What appears to be a proverbial brick wall to nowhere...
...actually leads on to the right and a sharp left.
And here we are! A doorway onto the sidewalks of Brewood, with the church yard adjacent. I literally felt as though I had traveled centuries back through time, as well as a mile from the canal and the comforts of our floating home.

Crossing the street from the magical doorway in time and walking up the pavement (sidewalk) brought us to this tiny police station. The church is out of sight just to the right. You can see the corner of the churchyard wall there...
...and looking back the way we've come. The main or high street of Brewood is lined with interesting little shops.
My favorite boater taking a break on our way to the Cooperative store for a few groceries.

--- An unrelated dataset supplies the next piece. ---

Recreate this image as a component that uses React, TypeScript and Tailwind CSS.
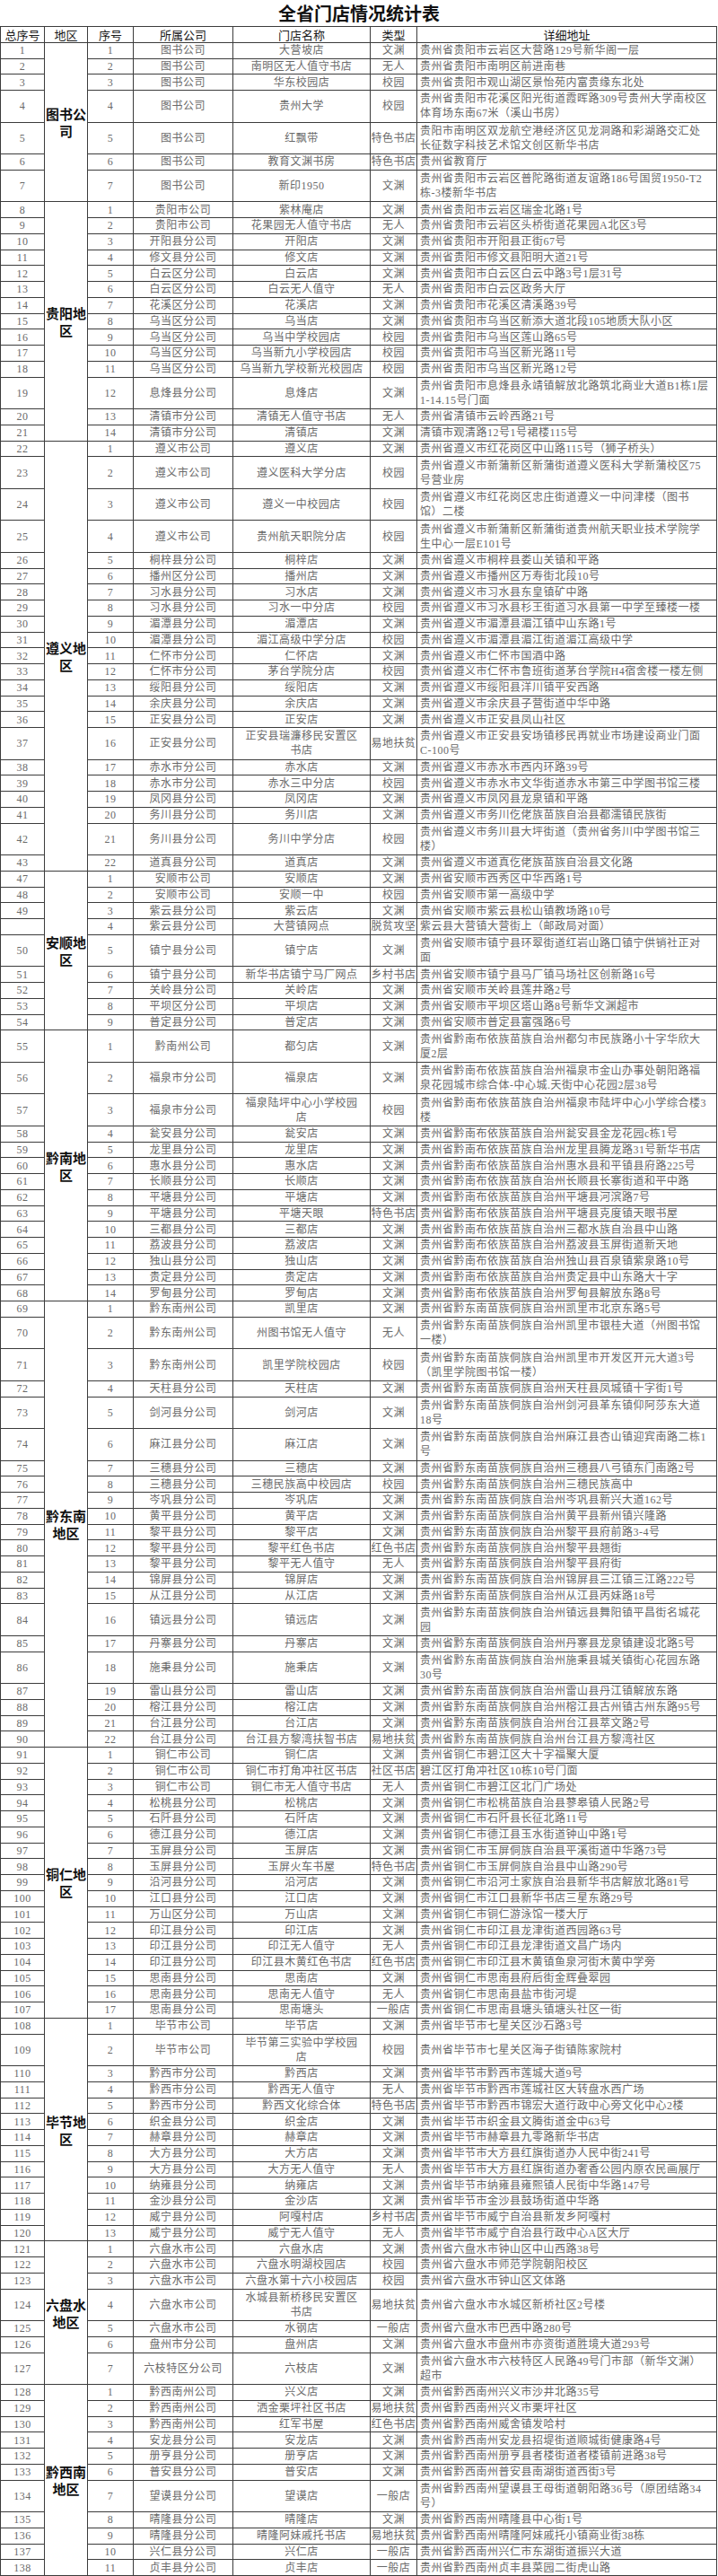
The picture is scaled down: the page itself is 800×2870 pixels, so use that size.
type Row = [string, string, string, string, string, string];

interface Region {
    name: string;
    rows: Row[];
}

const regions: Region[] = [
    {
        name: '图书公司',
        rows: [
            ['1', '1', '图书公司', '大营坡店', '文渊', '贵州省贵阳市云岩区大营路129号新华阁一层'],
            ['2', '2', '图书公司', '南明区无人值守书店', '无人', '贵州省贵阳市南明区前进南巷'],
            ['3', '3', '图书公司', '华东校园店', '校园', '贵州省贵阳市观山湖区景怡苑内富贵缘东北处'],
            ['4', '4', '图书公司', '贵州大学', '校园', '贵州省贵阳市花溪区阳光街道霞晖路309号贵州大学南校区\n体育场东南67米（溪山书房）'],
            ['5', '5', '图书公司', '红飘带', '特色书店', '贵阳市南明区双龙航空港经济区见龙洞路和彩湖路交汇处\n长征数字科技艺术馆文创区新华书店'],
            ['6', '6', '图书公司', '教育文渊书房', '特色书店', '贵州省教育厅'],
            ['7', '7', '图书公司', '新印1950', '文渊', '贵州省贵阳市云岩区普陀路街道友谊路186号国贸1950-T2\n栋-3楼新华书店'],
        ],
    },
    {
        name: '贵阳地区',
        rows: [
            ['8', '1', '贵阳市公司', '紫林庵店', '文渊', '贵州省贵阳市云岩区瑞金北路1号'],
            ['9', '2', '贵阳市公司', '花果园无人值守书店', '无人', '贵州省贵阳市云岩区头桥街道花果园A北区3号'],
            ['10', '3', '开阳县分公司', '开阳店', '文渊', '贵州省贵阳市开阳县正街67号'],
            ['11', '4', '修文县分公司', '修文店', '文渊', '贵州省贵阳市修文县阳明大道21号'],
            ['12', '5', '白云区分公司', '白云店', '文渊', '贵州省贵阳市白云区白云中路3号1层31号'],
            ['13', '6', '白云区分公司', '白云无人值守', '无人', '贵州省贵阳市白云区政务大厅'],
            ['14', '7', '花溪区分公司', '花溪店', '文渊', '贵州省贵阳市花溪区清溪路39号'],
            ['15', '8', '乌当区分公司', '乌当店', '文渊', '贵州省贵阳市乌当区新添大道北段105地质大队小区'],
            ['16', '9', '乌当区分公司', '乌当中学校园店', '校园', '贵州省贵阳市乌当区莲山路65号'],
            ['17', '10', '乌当区分公司', '乌当新九小学校园店', '校园', '贵州省贵阳市乌当区新光路11号'],
            ['18', '11', '乌当区分公司', '乌当新九学校新光校园店', '校园', '贵州省贵阳市乌当区新光路12号'],
            ['19', '12', '息烽县分公司', '息烽店', '文渊', '贵州省贵阳市息烽县永靖镇解放北路筑北商业大道B1栋1层\n1-14.15号门面'],
            ['20', '13', '清镇市分公司', '清镇无人值守书店', '无人', '贵州省清镇市云岭西路21号'],
            ['21', '14', '清镇市分公司', '清镇店', '文渊', '清镇市观清路12号1号裙楼115号'],
        ],
    },
    {
        name: '遵义地区',
        rows: [
            ['22', '1', '遵义市公司', '遵义店', '文渊', '贵州省遵义市红花岗区中山路115号（狮子桥头）'],
            ['23', '2', '遵义市公司', '遵义医科大学分店', '校园', '贵州省遵义市新蒲新区新蒲街道遵义医科大学新蒲校区75\n号营业房'],
            ['24', '3', '遵义市公司', '遵义一中校园店', '校园', '贵州省遵义市红花岗区忠庄街道遵义一中问津楼（图书\n馆）二楼'],
            ['25', '4', '遵义市公司', '贵州航天职院分店', '校园', '贵州省遵义市新蒲新区新蒲街道贵州航天职业技术学院学\n生中心一层E101号'],
            ['26', '5', '桐梓县分公司', '桐梓店', '文渊', '贵州省遵义市桐梓县娄山关镇和平路'],
            ['27', '6', '播州区分公司', '播州店', '文渊', '贵州省遵义市播州区万寿街北段10号'],
            ['28', '7', '习水县分公司', '习水店', '文渊', '贵州省遵义市习水县东皇镇矿中路'],
            ['29', '8', '习水县分公司', '习水一中分店', '校园', '贵州省遵义市习水县杉王街道习水县第一中学至臻楼一楼'],
            ['30', '9', '湄潭县分公司', '湄潭店', '文渊', '贵州省遵义市湄潭县湄江镇中山东路1号'],
            ['31', '10', '湄潭县分公司', '湄江高级中学分店', '校园', '贵州省遵义市湄潭县湄江街道湄江高级中学'],
            ['32', '11', '仁怀市分公司', '仁怀店', '文渊', '贵州省遵义市仁怀市国酒中路'],
            ['33', '12', '仁怀市分公司', '茅台学院分店', '校园', '贵州省遵义市仁怀市鲁班街道茅台学院H4宿舍楼一楼左侧'],
            ['34', '13', '绥阳县分公司', '绥阳店', '文渊', '贵州省遵义市绥阳县洋川镇平安西路'],
            ['35', '14', '余庆县分公司', '余庆店', '文渊', '贵州省遵义市余庆县子营街道中华中路'],
            ['36', '15', '正安县分公司', '正安店', '文渊', '贵州省遵义市正安县凤山社区'],
            ['37', '16', '正安县分公司', '正安县瑞濂移民安置区\n书店', '易地扶贫', '贵州省遵义市正安县安场镇移民再就业市场建设商业门面\nC-100号'],
            ['38', '17', '赤水市分公司', '赤水店', '文渊', '贵州省遵义市赤水市西内环路39号'],
            ['39', '18', '赤水市分公司', '赤水三中分店', '校园', '贵州省遵义市赤水市文华街道赤水市第三中学图书馆三楼'],
            ['40', '19', '凤冈县分公司', '凤冈店', '文渊', '贵州省遵义市凤冈县龙泉镇和平路'],
            ['41', '20', '务川县分公司', '务川店', '文渊', '贵州省遵义市务川仡佬族苗族自治县都濡镇民族街'],
            ['42', '21', '务川县分公司', '务川中学分店', '校园', '贵州省遵义市务川县大坪街道（贵州省务川中学图书馆三\n楼）'],
            ['43', '22', '道真县分公司', '道真店', '文渊', '贵州省遵义市道真仡佬族苗族自治县文化路'],
        ],
    },
    {
        name: '安顺地区',
        rows: [
            ['47', '1', '安顺市公司', '安顺店', '文渊', '贵州省安顺市西秀区中华西路1号'],
            ['48', '2', '安顺市公司', '安顺一中', '校园', '贵州省安顺市第一高级中学'],
            ['49', '3', '紫云县分公司', '紫云店', '文渊', '贵州省安顺市紫云县松山镇教场路10号'],
            ['', '4', '紫云县分公司', '大营镇网点', '脱贫攻坚', '紫云县大营镇大营街上（邮政局对面）'],
            ['50', '5', '镇宁县分公司', '镇宁店', '文渊', '贵州省安顺市镇宁县环翠街道红岩山路口镇宁供销社正对\n面'],
            ['51', '6', '镇宁县分公司', '新华书店镇宁马厂网点', '乡村书店', '贵州省安顺市镇宁县马厂镇马场社区创新路16号'],
            ['52', '7', '关岭县分公司', '关岭店', '文渊', '贵州省安顺市关岭县莲井路2号'],
            ['53', '8', '平坝区分公司', '平坝店', '文渊', '贵州省安顺市平坝区塔山路8号新华文渊超市'],
            ['54', '9', '普定县分公司', '普定店', '文渊', '贵州省安顺市普定县富强路6号'],
        ],
    },
    {
        name: '黔南地区',
        rows: [
            ['55', '1', '黔南州公司', '都匀店', '文渊', '贵州省黔南布依族苗族自治州都匀市民族路小十字华欣大\n厦2层'],
            ['56', '2', '福泉市分公司', '福泉店', '文渊', '贵州省黔南布依族苗族自治州福泉市金山办事处朝阳路福\n泉花园城市综合体-中心城.天街中心花园2层38号'],
            ['57', '3', '福泉市分公司', '福泉陆坪中心小学校园\n店', '校园', '贵州省黔南布依族苗族自治州福泉市陆坪中心小学综合楼3\n楼'],
            ['58', '4', '瓮安县分公司', '瓮安店', '文渊', '贵州省黔南布依族苗族自治州瓮安县金龙花园c栋1号'],
            ['59', '5', '龙里县分公司', '龙里店', '文渊', '贵州省黔南布依族苗族自治州龙里县腾龙路31号新华书店'],
            ['60', '6', '惠水县分公司', '惠水店', '文渊', '贵州省黔南布依族苗族自治州惠水县和平镇县府路225号'],
            ['61', '7', '长顺县分公司', '长顺店', '文渊', '贵州省黔南布依族苗族自治州长顺县长寨街道和平中路'],
            ['62', '8', '平塘县分公司', '平塘店', '文渊', '贵州省黔南布依族苗族自治州平塘县河滨路7号'],
            ['63', '9', '平塘县分公司', '平塘天眼', '特色书店', '贵州省黔南布依族苗族自治州平塘县克度镇天眼书屋'],
            ['64', '10', '三都县分公司', '三都店', '文渊', '贵州省黔南布依族苗族自治州三都水族自治县中山路'],
            ['65', '11', '荔波县分公司', '荔波店', '文渊', '贵州省黔南布依族苗族自治州荔波县玉屏街道新天地'],
            ['66', '12', '独山县分公司', '独山店', '文渊', '贵州省黔南布依族苗族自治州独山县百泉镇紫泉路10号'],
            ['67', '13', '贵定县分公司', '贵定店', '文渊', '贵州省黔南布依族苗族自治州贵定县中山东路大十字'],
            ['68', '14', '罗甸县分公司', '罗甸店', '文渊', '贵州省黔南布依族苗族自治州罗甸县解放东路8号'],
        ],
    },
    {
        name: '黔东南地区',
        rows: [
            ['69', '1', '黔东南州公司', '凯里店', '文渊', '贵州省黔东南苗族侗族自治州凯里市北京东路5号'],
            ['70', '2', '黔东南州公司', '州图书馆无人值守', '无人', '贵州省黔东南苗族侗族自治州凯里市银桂大道（州图书馆\n一楼）'],
            ['71', '3', '黔东南州公司', '凯里学院校园店', '校园', '贵州省黔东南苗族侗族自治州凯里市开发区开元大道3号\n（凯里学院图书馆一楼）'],
            ['72', '4', '天柱县分公司', '天柱店', '文渊', '贵州省黔东南苗族侗族自治州天柱县凤城镇十字街1号'],
            ['73', '5', '剑河县分公司', '剑河店', '文渊', '贵州省黔东南苗族侗族自治州剑河县革东镇仰阿莎东大道\n18号'],
            ['74', '6', '麻江县分公司', '麻江店', '文渊', '贵州省黔东南苗族侗族自治州麻江县杏山镇迎宾南路二栋1\n号'],
            ['75', '7', '三穗县分公司', '三穗店', '文渊', '贵州省黔东南苗族侗族自治州三穗县八弓镇东门南路2号'],
            ['76', '8', '三穗县分公司', '三穗民族高中校园店', '校园', '贵州省黔东南苗族侗族自治州三穗民族高中'],
            ['77', '9', '岑巩县分公司', '岑巩店', '文渊', '贵州省黔东南苗族侗族自治州岑巩县新兴大道162号'],
            ['78', '10', '黄平县分公司', '黄平店', '文渊', '贵州省黔东南苗族侗族自治州黄平县新州镇兴隆路'],
            ['79', '11', '黎平县分公司', '黎平店', '文渊', '贵州省黔东南苗族侗族自治州黎平县府前路3-4号'],
            ['80', '12', '黎平县分公司', '黎平红色书店', '红色书店', '贵州省黔东南苗族侗族自治州黎平县翘街'],
            ['81', '13', '黎平县分公司', '黎平无人值守', '无人', '贵州省黔东南苗族侗族自治州黎平县府街'],
            ['82', '14', '锦屏县分公司', '锦屏店', '文渊', '贵州省黔东南苗族侗族自治州锦屏县三江镇三江路222号'],
            ['83', '15', '从江县分公司', '从江店', '文渊', '贵州省黔东南苗族侗族自治州从江县丙妹路18号'],
            ['84', '16', '镇远县分公司', '镇远店', '文渊', '贵州省黔东南苗族侗族自治州镇远县舞阳镇平昌街名城花\n园'],
            ['85', '17', '丹寨县分公司', '丹寨店', '文渊', '贵州省黔东南苗族侗族自治州丹寨县龙泉镇建设北路5号'],
            ['86', '18', '施秉县分公司', '施秉店', '文渊', '贵州省黔东南苗族侗族自治州施秉县城关镇街心花园东路\n30号'],
            ['87', '19', '雷山县分公司', '雷山店', '文渊', '贵州省黔东南苗族侗族自治州雷山县丹江镇解放东路'],
            ['88', '20', '榕江县分公司', '榕江店', '文渊', '贵州省黔东南苗族侗族自治州榕江县古州镇古州东路95号'],
            ['89', '21', '台江县分公司', '台江店', '文渊', '贵州省黔东南苗族侗族自治州台江县萃文路2号'],
            ['90', '22', '台江县分公司', '台江县方黎湾扶智书店', '易地扶贫', '贵州省黔东南苗族侗族自治州台江县方黎湾社区'],
        ],
    },
    {
        name: '铜仁地区',
        rows: [
            ['91', '1', '铜仁市公司', '铜仁店', '文渊', '贵州省铜仁市碧江区大十字福聚大厦'],
            ['92', '2', '铜仁市公司', '铜仁市打角冲社区书店', '社区书店', '碧江区打角冲社区10栋10号门面'],
            ['93', '3', '铜仁市公司', '铜仁市无人值守书店', '无人', '贵州省铜仁市碧江区北门广场处'],
            ['94', '4', '松桃县分公司', '松桃店', '文渊', '贵州省铜仁市松桃苗族自治县蓼皋镇人民路2号'],
            ['95', '5', '石阡县分公司', '石阡店', '文渊', '贵州省铜仁市石阡县长征北路11号'],
            ['96', '6', '德江县分公司', '德江店', '文渊', '贵州省铜仁市德江县玉水街道钟山中路1号'],
            ['97', '7', '玉屏县分公司', '玉屏店', '文渊', '贵州省铜仁市玉屏侗族自治县平溪街道中华路73号'],
            ['98', '8', '玉屏县分公司', '玉屏火车书屋', '特色书店', '贵州省铜仁市玉屏侗族自治县中山路290号'],
            ['99', '9', '沿河县分公司', '沿河店', '文渊', '贵州省铜仁市沿河土家族自治县新华书店解放北路81号'],
            ['100', '10', '江口县分公司', '江口店', '文渊', '贵州省铜仁市江口县新华书店三星东路29号'],
            ['101', '11', '万山区分公司', '万山店', '文渊', '贵州省铜仁市铜仁游泳馆一楼大厅'],
            ['102', '12', '印江县分公司', '印江店', '文渊', '贵州省铜仁市印江县龙津街道西园路63号'],
            ['103', '13', '印江县分公司', '印江无人值守', '无人', '贵州省铜仁市印江县龙津街道文昌广场内'],
            ['104', '14', '印江县分公司', '印江县木黄红色书店', '红色书店', '贵州省铜仁市印江县木黄镇鱼泉河街木黄中学旁'],
            ['105', '15', '思南县分公司', '思南店', '文渊', '贵州省铜仁市思南县府后街金辉叠翠园'],
            ['106', '16', '思南县分公司', '思南无人值守', '无人', '贵州省铜仁市思南县盐市街河堤'],
            ['107', '17', '思南县分公司', '思南塘头', '一般店', '贵州省铜仁市思南县塘头镇塘头社区一街'],
        ],
    },
    {
        name: '毕节地区',
        rows: [
            ['108', '1', '毕节市公司', '毕节店', '文渊', '贵州省毕节市七星关区沙石路3号'],
            ['109', '2', '毕节市公司', '毕节第三实验中学校园\n店', '校园', '贵州省毕节市七星关区海子街镇陈家院村'],
            ['110', '3', '黔西市分公司', '黔西店', '文渊', '贵州省毕节市黔西市莲城大道9号'],
            ['111', '4', '黔西市分公司', '黔西无人值守', '无人', '贵州省毕节市黔西市莲城社区大转盘水西广场'],
            ['112', '5', '黔西市分公司', '黔西文化综合体', '特色书店', '贵州省毕节市黔西市锦宏大道行政中心旁文化中心2楼'],
            ['113', '6', '织金县分公司', '织金店', '文渊', '贵州省毕节市织金县文腾街道金中63号'],
            ['114', '7', '赫章县分公司', '赫章店', '文渊', '贵州省毕节市赫章县九零路新华书店'],
            ['115', '8', '大方县分公司', '大方店', '文渊', '贵州省毕节市大方县红旗街道办人民中街241号'],
            ['116', '9', '大方县分公司', '大方无人值守', '无人', '贵州省毕节市大方县红旗街道办奢香公园内原农民画展厅'],
            ['117', '10', '纳雍县分公司', '纳雍店', '文渊', '贵州省毕节市纳雍县雍熙镇人民街中华路147号'],
            ['118', '11', '金沙县分公司', '金沙店', '文渊', '贵州省毕节市金沙县鼓场街道中华路'],
            ['119', '12', '威宁县分公司', '阿嘎村店', '乡村书店', '贵州省毕节市威宁自治县新发乡阿嘎村'],
            ['120', '13', '威宁县分公司', '威宁无人值守', '无人', '贵州省毕节市威宁自治县行政中心A区大厅'],
        ],
    },
    {
        name: '六盘水地区',
        rows: [
            ['121', '1', '六盘水市公司', '六盘水店', '文渊', '贵州省六盘水市钟山区中山西路38号'],
            ['122', '2', '六盘水市公司', '六盘水明湖校园店', '校园', '贵州省六盘水市师范学院朝阳校区'],
            ['123', '3', '六盘水市公司', '六盘水第十六小校园店', '校园', '贵州省六盘水市钟山区文体路'],
            ['124', '4', '六盘水市公司', '水城县新桥移民安置区\n书店', '易地扶贫', '贵州省六盘水市水城区新桥社区2号楼'],
            ['125', '5', '六盘水市公司', '水钢店', '一般店', '贵州省六盘水市巴西中路280号'],
            ['126', '6', '盘州市分公司', '盘州店', '文渊', '贵州省六盘水市盘州市亦资街道胜境大道293号'],
            ['127', '7', '六枝特区分公司', '六枝店', '文渊', '贵州省六盘水市六枝特区人民路49号门市部（新华文渊）\n超市'],
        ],
    },
    {
        name: '黔西南地区',
        rows: [
            ['128', '1', '黔西南州公司', '兴义店', '文渊', '贵州省黔西南州兴义市沙井北路35号'],
            ['129', '2', '黔西南州公司', '洒金栗坪社区书店', '易地扶贫', '贵州省黔西南州兴义市栗坪社区'],
            ['130', '3', '黔西南州公司', '红军书屋', '红色书店', '贵州省黔西南州威舍镇发哈村'],
            ['131', '4', '安龙县分公司', '安龙店', '文渊', '贵州省黔西南州安龙县招堤街道顺城街健康路4号'],
            ['132', '5', '册亨县分公司', '册亨店', '文渊', '贵州省黔西南州册亨县者楼街道者楼镇前进路38号'],
            ['133', '6', '普安县分公司', '普安店', '文渊', '贵州省黔西南州普安县南湖街道西街3号'],
            ['134', '7', '望谟县分公司', '望谟店', '一般店', '贵州省黔西南州望谟县王母街道朝阳路36号（原团结路34\n号）'],
            ['135', '8', '晴隆县分公司', '晴隆店', '文渊', '贵州省黔西南州晴隆县中心街1号'],
            ['136', '9', '晴隆县分公司', '晴隆阿妹戚托书店', '易地扶贫', '贵州省黔西南州晴隆阿妹戚托小镇商业街38栋'],
            ['137', '10', '兴仁县分公司', '兴仁店', '一般店', '贵州省黔西南州兴仁市东湖街道振兴大道'],
            ['138', '11', '贞丰县分公司', '贞丰店', '一般店', '贵州省黔西南州贞丰县菜园二街虎山路'],
        ],
    },
];

const headers = ['总序号', '地区', '序号', '所属公司', '门店名称', '类型', '详细地址'];

const td = 'border border-[#3c3c3c] p-0 align-middle';

function Cell({ text, tall, left }: { text: string; tall: boolean; left?: boolean }) {
    return (
        <td className={td}>
            <div
                className={`${tall ? 'h-[34.5px]' : 'h-[16.75px]'} flex items-center overflow-hidden whitespace-pre ${
                    left ? 'justify-start text-left pl-[3px]' : 'justify-center text-center'
                }`}
            >
                {text}
            </div>
        </td>
    );
}

export default function App() {
    return (
        <div className="w-[800px] bg-white font-['Liberation_Serif','Noto_Sans_CJK_SC',serif]">
            {/* Title */}
            <div className="h-[29px] flex items-center justify-center text-[20px] font-bold text-[#111] font-['Noto_Sans_CJK_SC',sans-serif] leading-none">
                全省门店情况统计表
            </div>

            <table className="w-[799px] table-fixed border-collapse">
                <colgroup>
                    <col className="w-[49px]" />
                    <col className="w-[48px]" />
                    <col className="w-[51px]" />
                    <col className="w-[111px]" />
                    <col className="w-[153px]" />
                    <col className="w-[52px]" />
                    <col />
                </colgroup>
                <thead>
                    <tr>
                        {headers.map((h) => (
                            <th key={h} className={`${td} font-normal`}>
                                <div className="h-[16.75px] flex items-center justify-center overflow-hidden text-[13px] leading-[15px] text-[#1a1a1a] font-['Noto_Sans_CJK_SC',sans-serif]">
                                    {h}
                                </div>
                            </th>
                        ))}
                    </tr>
                </thead>
                <tbody className="text-[12px] tracking-[0.5px] text-[#6a6a6a] leading-[16px]">
                    {regions.map((region) =>
                        region.rows.map((row, i) => {
                            const [total, seq, company, name, type, address] = row;
                            const tall = name.includes('\n') || address.includes('\n');
                            return (
                                <tr key={`${region.name}-${seq}`}>
                                    <Cell text={total} tall={tall} />
                                    {i === 0 && (
                                        <td
                                            rowSpan={region.rows.length}
                                            className="border border-[#3c3c3c] p-0 text-center align-middle text-[15px] leading-[19px] font-bold tracking-normal text-[#111] font-['Noto_Sans_CJK_SC',sans-serif] break-all"
                                        >
                                            {region.name}
                                        </td>
                                    )}
                                    <Cell text={seq} tall={tall} />
                                    <Cell text={company} tall={tall} />
                                    <Cell text={name} tall={tall} />
                                    <Cell text={type} tall={tall} />
                                    <Cell text={address} tall={tall} left />
                                </tr>
                            );
                        })
                    )}
                </tbody>
            </table>
        </div>
    );
}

This is the water trough and village water pump which appears in the 1800's black and white picture near the top of this post. The Cooperative food store is across the street.
on our way back now, Les leads the way..
..."this is a public footpath and it is an offense to ride motor cycles and horses beyond this point..."
Back down the long, narrow pathway...
where Dear Sir waits for me to catch up.
Les with one of our many reusable grocery bags in hand. He is standing in front of a very old hedge which blocks the view across the fields to the canal. 
Back down the lane, past the school to the bridge and back into the 21st century.
 Les walks down the public footpath...
 which connects at the bottom with the towpath on the Shroppie.

 Back under School bridge we walk..
 getting a horse's eye view of the rubbing strake which caught the friction of the rope leading the horses which used to pull the canal boats before the age of the engine. 
 Here is a close up of the gouges in the metal from the ropes!  
Home again, home again to NB Valerie.
Now my American family and friends have an idea of life on the cut. Everything we have on board must be located, procured, and carried back on foot!